OBJECTIVE
Pick out every line with the word "screenshot" and copy it.

━━━━━ RECORD SET

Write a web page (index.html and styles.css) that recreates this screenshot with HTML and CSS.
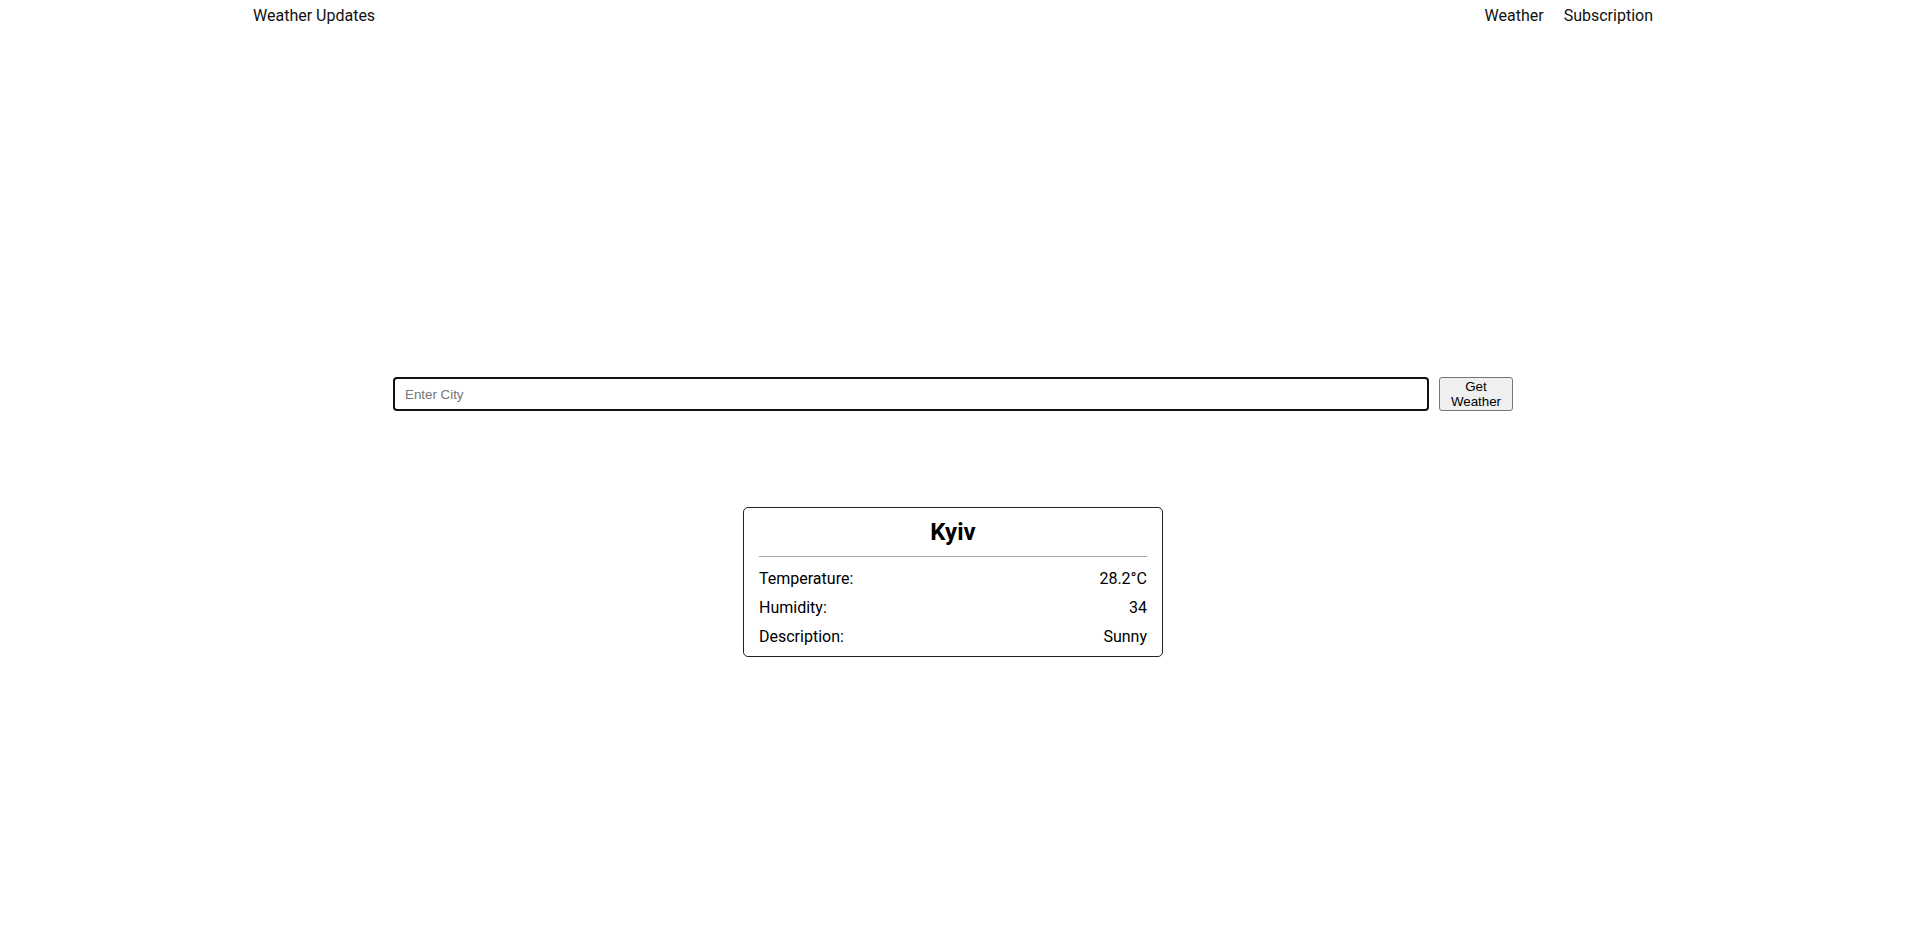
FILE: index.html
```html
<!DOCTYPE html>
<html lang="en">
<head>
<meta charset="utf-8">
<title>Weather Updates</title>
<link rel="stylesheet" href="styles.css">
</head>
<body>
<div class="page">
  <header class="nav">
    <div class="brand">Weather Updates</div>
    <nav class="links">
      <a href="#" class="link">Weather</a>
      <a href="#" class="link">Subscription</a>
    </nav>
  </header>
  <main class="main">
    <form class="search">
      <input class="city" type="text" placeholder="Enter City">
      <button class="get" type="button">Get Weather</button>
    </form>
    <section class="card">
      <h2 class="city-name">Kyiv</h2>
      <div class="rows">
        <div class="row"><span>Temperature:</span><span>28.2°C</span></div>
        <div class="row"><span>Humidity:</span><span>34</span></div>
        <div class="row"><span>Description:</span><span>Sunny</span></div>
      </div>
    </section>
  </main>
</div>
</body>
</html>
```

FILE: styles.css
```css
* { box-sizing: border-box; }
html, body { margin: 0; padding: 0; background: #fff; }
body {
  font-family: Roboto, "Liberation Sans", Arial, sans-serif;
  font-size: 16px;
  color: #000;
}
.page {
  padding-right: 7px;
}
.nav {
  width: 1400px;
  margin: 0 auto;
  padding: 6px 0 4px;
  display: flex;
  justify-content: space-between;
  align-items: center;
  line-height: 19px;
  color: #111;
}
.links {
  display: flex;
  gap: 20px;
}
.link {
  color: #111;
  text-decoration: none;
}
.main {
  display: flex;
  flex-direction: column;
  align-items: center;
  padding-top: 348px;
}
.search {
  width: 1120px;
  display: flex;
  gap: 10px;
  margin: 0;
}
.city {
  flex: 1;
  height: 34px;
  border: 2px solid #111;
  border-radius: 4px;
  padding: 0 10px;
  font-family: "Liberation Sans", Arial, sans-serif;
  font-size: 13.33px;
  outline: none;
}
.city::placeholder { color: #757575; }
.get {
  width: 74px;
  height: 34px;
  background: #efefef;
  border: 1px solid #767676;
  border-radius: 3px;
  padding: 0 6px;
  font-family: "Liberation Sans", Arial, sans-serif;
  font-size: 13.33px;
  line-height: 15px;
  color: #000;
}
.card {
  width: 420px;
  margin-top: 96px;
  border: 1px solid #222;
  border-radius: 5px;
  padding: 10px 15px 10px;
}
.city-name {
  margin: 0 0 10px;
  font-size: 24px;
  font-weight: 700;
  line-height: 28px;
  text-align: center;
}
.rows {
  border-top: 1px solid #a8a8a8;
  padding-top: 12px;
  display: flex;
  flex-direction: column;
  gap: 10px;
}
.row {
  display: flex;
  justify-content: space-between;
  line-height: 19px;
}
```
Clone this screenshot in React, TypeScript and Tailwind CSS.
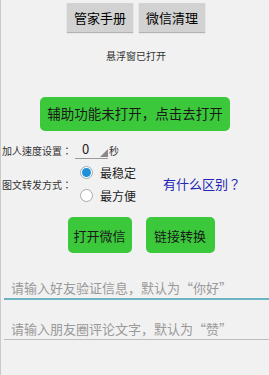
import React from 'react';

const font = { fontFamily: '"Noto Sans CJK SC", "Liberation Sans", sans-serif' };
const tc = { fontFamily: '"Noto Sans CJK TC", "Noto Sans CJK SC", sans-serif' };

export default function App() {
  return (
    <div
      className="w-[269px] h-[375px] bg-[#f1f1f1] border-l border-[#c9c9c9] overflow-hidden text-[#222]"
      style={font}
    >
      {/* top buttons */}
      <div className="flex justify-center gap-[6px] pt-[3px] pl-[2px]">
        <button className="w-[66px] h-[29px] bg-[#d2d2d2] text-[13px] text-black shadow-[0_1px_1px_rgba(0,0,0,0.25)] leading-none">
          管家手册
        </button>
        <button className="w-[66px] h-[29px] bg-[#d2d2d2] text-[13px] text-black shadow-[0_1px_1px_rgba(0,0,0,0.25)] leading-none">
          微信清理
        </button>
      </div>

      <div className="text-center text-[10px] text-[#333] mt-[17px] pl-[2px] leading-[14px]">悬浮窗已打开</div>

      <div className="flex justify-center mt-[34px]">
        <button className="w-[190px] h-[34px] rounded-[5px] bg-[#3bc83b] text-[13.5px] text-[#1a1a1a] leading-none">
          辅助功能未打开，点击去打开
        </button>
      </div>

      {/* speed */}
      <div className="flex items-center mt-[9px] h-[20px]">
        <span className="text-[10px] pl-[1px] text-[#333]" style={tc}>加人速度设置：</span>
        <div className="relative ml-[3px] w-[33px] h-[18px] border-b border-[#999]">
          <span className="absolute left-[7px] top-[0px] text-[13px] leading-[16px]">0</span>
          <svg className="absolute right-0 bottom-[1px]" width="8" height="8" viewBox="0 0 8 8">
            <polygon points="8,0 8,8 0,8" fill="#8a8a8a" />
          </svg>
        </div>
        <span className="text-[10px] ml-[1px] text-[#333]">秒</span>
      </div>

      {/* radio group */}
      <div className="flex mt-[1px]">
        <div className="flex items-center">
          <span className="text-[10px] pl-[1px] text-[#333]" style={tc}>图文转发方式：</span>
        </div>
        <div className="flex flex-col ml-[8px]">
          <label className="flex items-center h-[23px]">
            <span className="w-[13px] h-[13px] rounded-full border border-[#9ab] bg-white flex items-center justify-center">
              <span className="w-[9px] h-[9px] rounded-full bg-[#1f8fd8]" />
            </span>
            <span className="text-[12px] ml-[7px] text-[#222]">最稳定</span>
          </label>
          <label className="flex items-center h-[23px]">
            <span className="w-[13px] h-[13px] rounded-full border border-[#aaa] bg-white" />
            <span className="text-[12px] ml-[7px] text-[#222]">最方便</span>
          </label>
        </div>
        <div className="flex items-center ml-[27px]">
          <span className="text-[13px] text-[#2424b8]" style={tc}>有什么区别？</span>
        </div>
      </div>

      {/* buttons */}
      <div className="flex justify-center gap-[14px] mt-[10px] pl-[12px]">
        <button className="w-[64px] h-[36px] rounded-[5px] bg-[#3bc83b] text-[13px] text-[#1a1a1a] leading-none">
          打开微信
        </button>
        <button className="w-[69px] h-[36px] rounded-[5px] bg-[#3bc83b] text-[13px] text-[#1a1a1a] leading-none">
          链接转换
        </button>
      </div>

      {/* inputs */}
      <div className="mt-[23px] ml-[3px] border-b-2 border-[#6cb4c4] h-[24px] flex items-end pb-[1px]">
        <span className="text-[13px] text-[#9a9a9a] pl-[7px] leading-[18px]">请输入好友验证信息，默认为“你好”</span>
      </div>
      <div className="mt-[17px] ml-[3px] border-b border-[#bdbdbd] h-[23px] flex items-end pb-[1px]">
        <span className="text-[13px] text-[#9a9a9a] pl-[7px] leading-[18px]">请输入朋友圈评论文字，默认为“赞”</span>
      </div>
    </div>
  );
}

━━━━━━━━━━

FINAL RESULT
Write a web page (index.html and styles.css) that recreates this screenshot with HTML and CSS.
Clone this screenshot in React, TypeScript and Tailwind CSS.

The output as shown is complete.